# start of Source material
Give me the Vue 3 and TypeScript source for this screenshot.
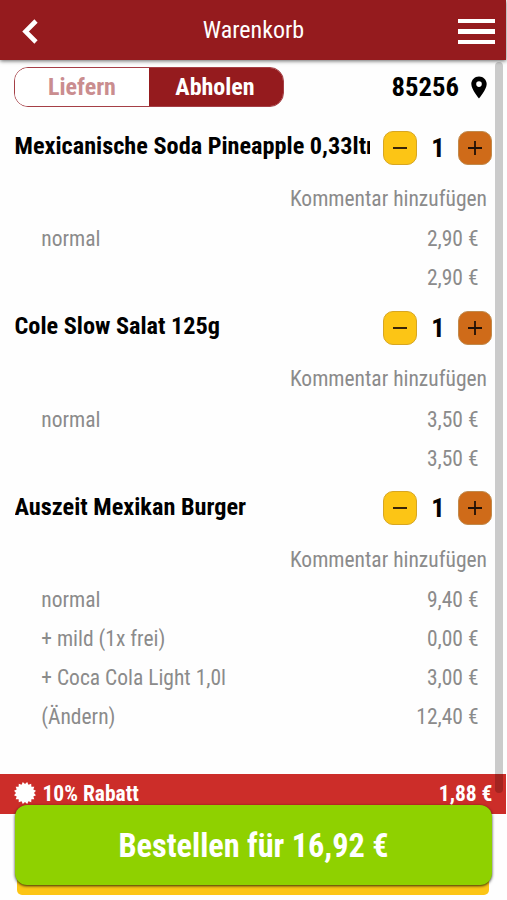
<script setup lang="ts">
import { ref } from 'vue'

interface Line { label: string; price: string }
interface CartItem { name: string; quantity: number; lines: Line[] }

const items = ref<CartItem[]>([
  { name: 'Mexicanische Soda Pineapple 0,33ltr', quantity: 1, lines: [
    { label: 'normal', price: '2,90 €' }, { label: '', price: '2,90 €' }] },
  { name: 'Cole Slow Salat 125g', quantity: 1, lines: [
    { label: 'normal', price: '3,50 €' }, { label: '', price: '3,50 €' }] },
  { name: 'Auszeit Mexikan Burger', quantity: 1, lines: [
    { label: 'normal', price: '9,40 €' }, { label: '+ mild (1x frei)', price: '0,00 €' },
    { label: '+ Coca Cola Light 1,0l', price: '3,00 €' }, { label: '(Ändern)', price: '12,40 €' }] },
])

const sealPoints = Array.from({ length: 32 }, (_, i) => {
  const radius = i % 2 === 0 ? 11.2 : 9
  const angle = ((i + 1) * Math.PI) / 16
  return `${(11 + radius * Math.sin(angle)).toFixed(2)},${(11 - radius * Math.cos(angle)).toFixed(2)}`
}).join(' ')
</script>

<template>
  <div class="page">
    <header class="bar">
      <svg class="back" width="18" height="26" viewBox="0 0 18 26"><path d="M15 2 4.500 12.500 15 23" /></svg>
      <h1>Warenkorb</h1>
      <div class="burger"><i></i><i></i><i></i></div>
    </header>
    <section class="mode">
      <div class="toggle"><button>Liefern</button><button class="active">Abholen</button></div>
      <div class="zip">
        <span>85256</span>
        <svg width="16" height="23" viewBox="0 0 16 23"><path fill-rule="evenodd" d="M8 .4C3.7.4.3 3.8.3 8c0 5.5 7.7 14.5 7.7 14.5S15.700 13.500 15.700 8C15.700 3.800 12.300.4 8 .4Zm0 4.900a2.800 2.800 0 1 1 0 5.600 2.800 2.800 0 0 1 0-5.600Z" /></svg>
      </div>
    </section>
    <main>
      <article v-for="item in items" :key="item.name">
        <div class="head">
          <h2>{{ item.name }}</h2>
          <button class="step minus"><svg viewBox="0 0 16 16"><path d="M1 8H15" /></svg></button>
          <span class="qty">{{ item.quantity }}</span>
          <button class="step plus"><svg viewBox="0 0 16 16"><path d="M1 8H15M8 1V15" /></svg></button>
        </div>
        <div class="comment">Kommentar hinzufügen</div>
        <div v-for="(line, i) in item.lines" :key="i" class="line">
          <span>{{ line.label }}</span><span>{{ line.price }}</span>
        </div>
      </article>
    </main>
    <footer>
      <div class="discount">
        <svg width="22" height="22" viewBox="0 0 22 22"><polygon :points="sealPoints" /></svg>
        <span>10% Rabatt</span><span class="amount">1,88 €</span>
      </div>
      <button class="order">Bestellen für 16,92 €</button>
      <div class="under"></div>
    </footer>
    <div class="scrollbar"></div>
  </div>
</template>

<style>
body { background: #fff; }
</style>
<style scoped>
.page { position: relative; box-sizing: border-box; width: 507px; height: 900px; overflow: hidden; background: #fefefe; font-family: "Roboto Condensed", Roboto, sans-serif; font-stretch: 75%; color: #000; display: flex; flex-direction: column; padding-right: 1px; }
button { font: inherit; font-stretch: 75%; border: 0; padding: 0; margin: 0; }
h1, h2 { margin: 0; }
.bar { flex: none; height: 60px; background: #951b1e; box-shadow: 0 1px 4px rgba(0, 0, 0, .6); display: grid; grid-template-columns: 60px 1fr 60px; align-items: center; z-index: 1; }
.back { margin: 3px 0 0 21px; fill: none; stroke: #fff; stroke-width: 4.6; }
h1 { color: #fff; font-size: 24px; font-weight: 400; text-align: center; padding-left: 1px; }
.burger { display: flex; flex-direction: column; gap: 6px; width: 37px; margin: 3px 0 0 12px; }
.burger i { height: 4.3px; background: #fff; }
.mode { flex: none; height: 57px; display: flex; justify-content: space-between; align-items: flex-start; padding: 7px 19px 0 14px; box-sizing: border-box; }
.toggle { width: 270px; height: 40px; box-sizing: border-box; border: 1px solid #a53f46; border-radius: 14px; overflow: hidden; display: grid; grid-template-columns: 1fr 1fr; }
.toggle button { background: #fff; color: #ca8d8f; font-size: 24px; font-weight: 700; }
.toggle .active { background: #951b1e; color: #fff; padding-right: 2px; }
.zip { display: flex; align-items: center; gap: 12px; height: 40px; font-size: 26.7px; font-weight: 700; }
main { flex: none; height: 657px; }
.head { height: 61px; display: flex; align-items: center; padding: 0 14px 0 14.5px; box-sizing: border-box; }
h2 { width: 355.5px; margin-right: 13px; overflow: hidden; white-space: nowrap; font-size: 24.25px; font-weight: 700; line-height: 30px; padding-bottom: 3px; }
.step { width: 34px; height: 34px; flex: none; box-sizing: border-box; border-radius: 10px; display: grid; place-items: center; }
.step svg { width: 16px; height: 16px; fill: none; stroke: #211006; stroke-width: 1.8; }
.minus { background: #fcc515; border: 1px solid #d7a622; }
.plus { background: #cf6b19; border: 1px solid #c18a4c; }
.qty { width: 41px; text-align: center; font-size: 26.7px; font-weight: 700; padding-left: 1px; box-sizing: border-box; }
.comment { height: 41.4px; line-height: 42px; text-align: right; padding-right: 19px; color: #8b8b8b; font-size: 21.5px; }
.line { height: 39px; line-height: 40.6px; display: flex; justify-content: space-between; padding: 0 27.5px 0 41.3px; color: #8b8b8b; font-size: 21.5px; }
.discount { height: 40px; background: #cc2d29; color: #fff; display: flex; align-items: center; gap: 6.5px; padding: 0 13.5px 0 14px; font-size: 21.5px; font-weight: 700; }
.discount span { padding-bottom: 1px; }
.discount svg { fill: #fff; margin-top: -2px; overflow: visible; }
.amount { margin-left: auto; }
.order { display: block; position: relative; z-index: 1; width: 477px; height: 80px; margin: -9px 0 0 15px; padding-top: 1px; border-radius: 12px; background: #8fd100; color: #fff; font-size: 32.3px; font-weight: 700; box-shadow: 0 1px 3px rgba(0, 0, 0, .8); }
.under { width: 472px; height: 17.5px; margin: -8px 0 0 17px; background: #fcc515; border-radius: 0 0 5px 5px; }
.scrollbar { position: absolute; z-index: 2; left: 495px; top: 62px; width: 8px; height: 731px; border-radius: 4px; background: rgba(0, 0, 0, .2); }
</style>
# end of Source material
## Stated problem
Reproduce every line exactly and omit all pictures.

## Answer for the task
Give me the Vue 3 and TypeScript source for this screenshot.
<script setup lang="ts">
import { ref } from 'vue'

interface Line { label: string; price: string }
interface CartItem { name: string; quantity: number; lines: Line[] }

const items = ref<CartItem[]>([
  { name: 'Mexicanische Soda Pineapple 0,33ltr', quantity: 1, lines: [
    { label: 'normal', price: '2,90 €' }, { label: '', price: '2,90 €' }] },
  { name: 'Cole Slow Salat 125g', quantity: 1, lines: [
    { label: 'normal', price: '3,50 €' }, { label: '', price: '3,50 €' }] },
  { name: 'Auszeit Mexikan Burger', quantity: 1, lines: [
    { label: 'normal', price: '9,40 €' }, { label: '+ mild (1x frei)', price: '0,00 €' },
    { label: '+ Coca Cola Light 1,0l', price: '3,00 €' }, { label: '(Ändern)', price: '12,40 €' }] },
])

const sealPoints = Array.from({ length: 32 }, (_, i) => {
  const radius = i % 2 === 0 ? 11.2 : 9
  const angle = ((i + 1) * Math.PI) / 16
  return `${(11 + radius * Math.sin(angle)).toFixed(2)},${(11 - radius * Math.cos(angle)).toFixed(2)}`
}).join(' ')
</script>

<template>
  <div class="page">
    <header class="bar">
      <svg class="back" width="18" height="26" viewBox="0 0 18 26"><path d="M15 2 4.500 12.500 15 23" /></svg>
      <h1>Warenkorb</h1>
      <div class="burger"><i></i><i></i><i></i></div>
    </header>
    <section class="mode">
      <div class="toggle"><button>Liefern</button><button class="active">Abholen</button></div>
      <div class="zip">
        <span>85256</span>
        <svg width="16" height="23" viewBox="0 0 16 23"><path fill-rule="evenodd" d="M8 .4C3.7.4.3 3.8.3 8c0 5.5 7.7 14.5 7.7 14.5S15.700 13.500 15.700 8C15.700 3.800 12.300.4 8 .4Zm0 4.900a2.800 2.800 0 1 1 0 5.600 2.800 2.800 0 0 1 0-5.600Z" /></svg>
      </div>
    </section>
    <main>
      <article v-for="item in items" :key="item.name">
        <div class="head">
          <h2>{{ item.name }}</h2>
          <button class="step minus"><svg viewBox="0 0 16 16"><path d="M1 8H15" /></svg></button>
          <span class="qty">{{ item.quantity }}</span>
          <button class="step plus"><svg viewBox="0 0 16 16"><path d="M1 8H15M8 1V15" /></svg></button>
        </div>
        <div class="comment">Kommentar hinzufügen</div>
        <div v-for="(line, i) in item.lines" :key="i" class="line">
          <span>{{ line.label }}</span><span>{{ line.price }}</span>
        </div>
      </article>
    </main>
    <footer>
      <div class="discount">
        <svg width="22" height="22" viewBox="0 0 22 22"><polygon :points="sealPoints" /></svg>
        <span>10% Rabatt</span><span class="amount">1,88 €</span>
      </div>
      <button class="order">Bestellen für 16,92 €</button>
      <div class="under"></div>
    </footer>
    <div class="scrollbar"></div>
  </div>
</template>

<style>
body { background: #fff; }
</style>
<style scoped>
.page { position: relative; box-sizing: border-box; width: 507px; height: 900px; overflow: hidden; background: #fefefe; font-family: "Roboto Condensed", Roboto, sans-serif; font-stretch: 75%; color: #000; display: flex; flex-direction: column; padding-right: 1px; }
button { font: inherit; font-stretch: 75%; border: 0; padding: 0; margin: 0; }
h1, h2 { margin: 0; }
.bar { flex: none; height: 60px; background: #951b1e; box-shadow: 0 1px 4px rgba(0, 0, 0, .6); display: grid; grid-template-columns: 60px 1fr 60px; align-items: center; z-index: 1; }
.back { margin: 3px 0 0 21px; fill: none; stroke: #fff; stroke-width: 4.6; }
h1 { color: #fff; font-size: 24px; font-weight: 400; text-align: center; padding-left: 1px; }
.burger { display: flex; flex-direction: column; gap: 6px; width: 37px; margin: 3px 0 0 12px; }
.burger i { height: 4.3px; background: #fff; }
.mode { flex: none; height: 57px; display: flex; justify-content: space-between; align-items: flex-start; padding: 7px 19px 0 14px; box-sizing: border-box; }
.toggle { width: 270px; height: 40px; box-sizing: border-box; border: 1px solid #a53f46; border-radius: 14px; overflow: hidden; display: grid; grid-template-columns: 1fr 1fr; }
.toggle button { background: #fff; color: #ca8d8f; font-size: 24px; font-weight: 700; }
.toggle .active { background: #951b1e; color: #fff; padding-right: 2px; }
.zip { display: flex; align-items: center; gap: 12px; height: 40px; font-size: 26.7px; font-weight: 700; }
main { flex: none; height: 657px; }
.head { height: 61px; display: flex; align-items: center; padding: 0 14px 0 14.5px; box-sizing: border-box; }
h2 { width: 355.5px; margin-right: 13px; overflow: hidden; white-space: nowrap; font-size: 24.25px; font-weight: 700; line-height: 30px; padding-bottom: 3px; }
.step { width: 34px; height: 34px; flex: none; box-sizing: border-box; border-radius: 10px; display: grid; place-items: center; }
.step svg { width: 16px; height: 16px; fill: none; stroke: #211006; stroke-width: 1.8; }
.minus { background: #fcc515; border: 1px solid #d7a622; }
.plus { background: #cf6b19; border: 1px solid #c18a4c; }
.qty { width: 41px; text-align: center; font-size: 26.7px; font-weight: 700; padding-left: 1px; box-sizing: border-box; }
.comment { height: 41.4px; line-height: 42px; text-align: right; padding-right: 19px; color: #8b8b8b; font-size: 21.5px; }
.line { height: 39px; line-height: 40.6px; display: flex; justify-content: space-between; padding: 0 27.5px 0 41.3px; color: #8b8b8b; font-size: 21.5px; }
.discount { height: 40px; background: #cc2d29; color: #fff; display: flex; align-items: center; gap: 6.5px; padding: 0 13.5px 0 14px; font-size: 21.5px; font-weight: 700; }
.discount span { padding-bottom: 1px; }
.discount svg { fill: #fff; margin-top: -2px; overflow: visible; }
.amount { margin-left: auto; }
.order { display: block; position: relative; z-index: 1; width: 477px; height: 80px; margin: -9px 0 0 15px; padding-top: 1px; border-radius: 12px; background: #8fd100; color: #fff; font-size: 32.3px; font-weight: 700; box-shadow: 0 1px 3px rgba(0, 0, 0, .8); }
.under { width: 472px; height: 17.5px; margin: -8px 0 0 17px; background: #fcc515; border-radius: 0 0 5px 5px; }
.scrollbar { position: absolute; z-index: 2; left: 495px; top: 62px; width: 8px; height: 731px; border-radius: 4px; background: rgba(0, 0, 0, .2); }
</style>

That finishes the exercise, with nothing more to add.